100base-TX 100=100 Mbps base=baseband T=twisted pair....what the heck is the X for? So far I've heard transmit, ten, axial, but nobody can state their source. Sorry if this is in the wrong forum, flame away. I'm studying for my network+ and can't find the answer to this anywhere.
I see you posted the same question in Yahoo Answers and got two rather useless responses. I think 100BaseTX means "100BaseT extended". IEEE 802.3 standard defines nomenclature, XBaseY, where: – X = LAN Speed in Mb/s – Base = Signaling method (baseband vs. broadband) – Y= LAN segment length in 100M multiples (bus topology) or T for twisted pair wire, F for fiber (star topology) I don't have any sources but I do know there is a sort of tradition in the IT industry of using the letter X to stand for "Extended". I mean this in the sense of stretching an already existing technology. The first IBM PC in the 1980s was followed up by the PC-XT which stood for "extended technology". This was not a complete new generation of hardware. That came with the PC-AT ("advanced Technology") hardware standard which was the basis for what we still use today. Later on came the ATX ("AT eXtended"). Similarly with Ethernet. 100BaseT came first, using 2 twisted wires, then came 100BaseTX which used 2 higher quality twisted wires. Now you have 100BaseT4, with 4 wires and 100BaseFX with optical cable. http://www.isrl.uiuc.edu/~mwolske/lis451/fall05/presentations/LANOverview.pdf "Ethernet nomenclature" is a handy search phrase.
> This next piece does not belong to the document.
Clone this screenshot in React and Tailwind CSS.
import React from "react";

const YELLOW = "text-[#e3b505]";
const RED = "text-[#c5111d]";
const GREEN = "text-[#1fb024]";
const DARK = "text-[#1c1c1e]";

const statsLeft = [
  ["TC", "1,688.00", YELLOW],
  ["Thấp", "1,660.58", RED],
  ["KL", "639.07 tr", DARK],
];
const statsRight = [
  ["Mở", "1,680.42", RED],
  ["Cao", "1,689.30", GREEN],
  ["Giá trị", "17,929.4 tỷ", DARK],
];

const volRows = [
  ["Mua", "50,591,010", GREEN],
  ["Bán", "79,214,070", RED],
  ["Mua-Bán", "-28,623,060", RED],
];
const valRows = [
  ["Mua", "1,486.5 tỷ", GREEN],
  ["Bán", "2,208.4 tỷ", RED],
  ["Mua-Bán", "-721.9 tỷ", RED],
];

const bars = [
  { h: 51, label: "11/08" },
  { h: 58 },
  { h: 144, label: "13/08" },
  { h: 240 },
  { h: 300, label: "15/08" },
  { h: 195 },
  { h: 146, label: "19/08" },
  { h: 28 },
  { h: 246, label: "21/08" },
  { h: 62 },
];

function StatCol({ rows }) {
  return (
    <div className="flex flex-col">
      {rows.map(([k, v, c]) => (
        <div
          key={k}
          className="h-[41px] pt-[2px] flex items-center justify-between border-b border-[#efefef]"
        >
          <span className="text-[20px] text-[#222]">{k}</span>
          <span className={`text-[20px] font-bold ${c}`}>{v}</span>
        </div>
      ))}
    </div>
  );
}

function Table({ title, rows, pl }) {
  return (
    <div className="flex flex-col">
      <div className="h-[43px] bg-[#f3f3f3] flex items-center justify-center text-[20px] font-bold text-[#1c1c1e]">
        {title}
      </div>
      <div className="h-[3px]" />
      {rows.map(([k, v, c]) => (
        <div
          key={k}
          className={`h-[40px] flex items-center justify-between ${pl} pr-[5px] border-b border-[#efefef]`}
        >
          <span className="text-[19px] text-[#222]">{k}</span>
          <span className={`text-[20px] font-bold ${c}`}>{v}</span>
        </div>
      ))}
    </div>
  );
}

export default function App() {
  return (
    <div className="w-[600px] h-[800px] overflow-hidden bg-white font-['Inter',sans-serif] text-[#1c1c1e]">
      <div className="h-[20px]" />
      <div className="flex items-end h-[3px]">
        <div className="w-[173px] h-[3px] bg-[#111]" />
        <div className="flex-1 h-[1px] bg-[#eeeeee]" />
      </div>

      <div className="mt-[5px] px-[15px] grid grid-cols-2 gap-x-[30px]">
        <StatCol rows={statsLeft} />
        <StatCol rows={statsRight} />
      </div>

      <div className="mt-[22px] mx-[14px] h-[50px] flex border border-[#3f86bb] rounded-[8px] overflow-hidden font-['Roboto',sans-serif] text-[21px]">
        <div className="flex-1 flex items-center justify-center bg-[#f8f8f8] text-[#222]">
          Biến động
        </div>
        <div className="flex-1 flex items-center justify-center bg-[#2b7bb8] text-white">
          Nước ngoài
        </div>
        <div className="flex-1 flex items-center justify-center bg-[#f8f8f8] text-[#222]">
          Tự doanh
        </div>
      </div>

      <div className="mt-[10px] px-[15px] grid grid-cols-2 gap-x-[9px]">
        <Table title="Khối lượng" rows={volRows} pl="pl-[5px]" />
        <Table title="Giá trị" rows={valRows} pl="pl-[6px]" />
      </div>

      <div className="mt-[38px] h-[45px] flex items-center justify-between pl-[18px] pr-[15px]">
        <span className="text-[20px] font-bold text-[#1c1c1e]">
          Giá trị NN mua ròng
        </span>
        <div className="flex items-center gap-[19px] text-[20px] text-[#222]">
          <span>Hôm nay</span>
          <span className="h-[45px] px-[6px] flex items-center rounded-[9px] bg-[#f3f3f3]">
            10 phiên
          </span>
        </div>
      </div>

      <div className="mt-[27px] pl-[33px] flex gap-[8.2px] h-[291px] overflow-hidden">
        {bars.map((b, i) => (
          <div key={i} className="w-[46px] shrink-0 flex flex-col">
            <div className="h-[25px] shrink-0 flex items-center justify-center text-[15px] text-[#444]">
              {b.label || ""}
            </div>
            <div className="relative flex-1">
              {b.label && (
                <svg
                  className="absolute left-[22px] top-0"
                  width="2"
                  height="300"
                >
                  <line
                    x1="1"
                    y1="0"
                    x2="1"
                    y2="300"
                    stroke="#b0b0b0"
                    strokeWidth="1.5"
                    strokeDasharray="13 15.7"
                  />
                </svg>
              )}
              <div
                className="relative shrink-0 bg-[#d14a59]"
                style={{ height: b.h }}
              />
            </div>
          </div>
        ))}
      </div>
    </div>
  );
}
From Rich Seifert, one of the "designers of the commercial 10 Mb/s Ethernet, and author of the original DEC-Intel-Xerox Ethernet specifications." It doesn't "stand for" anything. When we were developing the 100 Mb/s Ethernet standard, a proposal was initially presented for an encoding scheme that supported both twisted pair and fiber. To facilitate discussion, it was called "100BASE-X", where the "X" was a placeholder for whatever medium would ultimately be used. The symbolism stuck and we kept the "X" designation to indicate the use of 4B/5B block encoding; -TX meant that coding on twisted pair, and -FX meant that encoding used on fiber. Thank goodness! That was bugging me.
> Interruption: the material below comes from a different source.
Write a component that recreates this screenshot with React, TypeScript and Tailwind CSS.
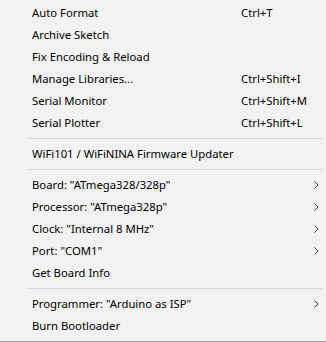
import React from 'react';

type Item =
  | { kind: 'item'; label: string; shortcut?: string; submenu?: boolean }
  | { kind: 'sep' };

const items: Item[] = [
  { kind: 'item', label: 'Auto Format', shortcut: 'Ctrl+T' },
  { kind: 'item', label: 'Archive Sketch' },
  { kind: 'item', label: 'Fix Encoding & Reload' },
  { kind: 'item', label: 'Manage Libraries...', shortcut: 'Ctrl+Shift+I' },
  { kind: 'item', label: 'Serial Monitor', shortcut: 'Ctrl+Shift+M' },
  { kind: 'item', label: 'Serial Plotter', shortcut: 'Ctrl+Shift+L' },
  { kind: 'sep' },
  { kind: 'item', label: 'WiFi101 / WiFiNINA Firmware Updater' },
  { kind: 'sep' },
  { kind: 'item', label: 'Board: "ATmega328/328p"', submenu: true },
  { kind: 'item', label: 'Processor: "ATmega328p"', submenu: true },
  { kind: 'item', label: 'Clock: "Internal 8 MHz"', submenu: true },
  { kind: 'item', label: 'Port: "COM1"', submenu: true },
  { kind: 'item', label: 'Get Board Info' },
  { kind: 'sep' },
  { kind: 'item', label: 'Programmer: "Arduino as ISP"', submenu: true },
  { kind: 'item', label: 'Burn Bootloader' },
];

// маленькая стрелка подменю
const Chevron = () => (
  <svg width="5" height="8" viewBox="0 0 5 8" className="block">
    <path d="M0.5 0.5 L4 4 L0.5 7.5" fill="none" stroke="#3c3c3c" strokeWidth="1" />
  </svg>
);

export default function App() {
  return (
    <div className="w-[326px] h-[342px] bg-[#f2f2f2] border-b border-[#a0a0a0] pt-[2px] overflow-hidden text-[11.3px] text-black [font-family:'Segoe_UI','Noto_Sans',sans-serif]">
      {items.map((it, i) =>
        it.kind === 'sep' ? (
          <div key={i} className="h-[9px] flex items-center pl-[29px] pr-[4px]">
            <div className="h-px w-full bg-[#d7d7d7]" />
          </div>
        ) : (
          <div key={i} className="h-[22px] flex items-center pl-[32px] pr-[7px]">
            <span className="w-[209px] whitespace-nowrap">{it.label}</span>
            <span className="flex-1 whitespace-nowrap">{it.shortcut}</span>
            {it.submenu && <Chevron />}
          </div>
        )
      )}
    </div>
  );
}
I think they used the X because there already was a 100BaseT2 and 100BaseT4, where the last number referred to the number of wire pairs -100BaseT2 used 2 pairs, 100BaseT4 used 4 pairs. Both of those were for Cat 3 cable. When they wrote the spec to require the use of Cat 5 cable, since there already was a 100BaseT2 and the new spec still used 2 pairs of wires, they substituted X to make it 100BaseTX.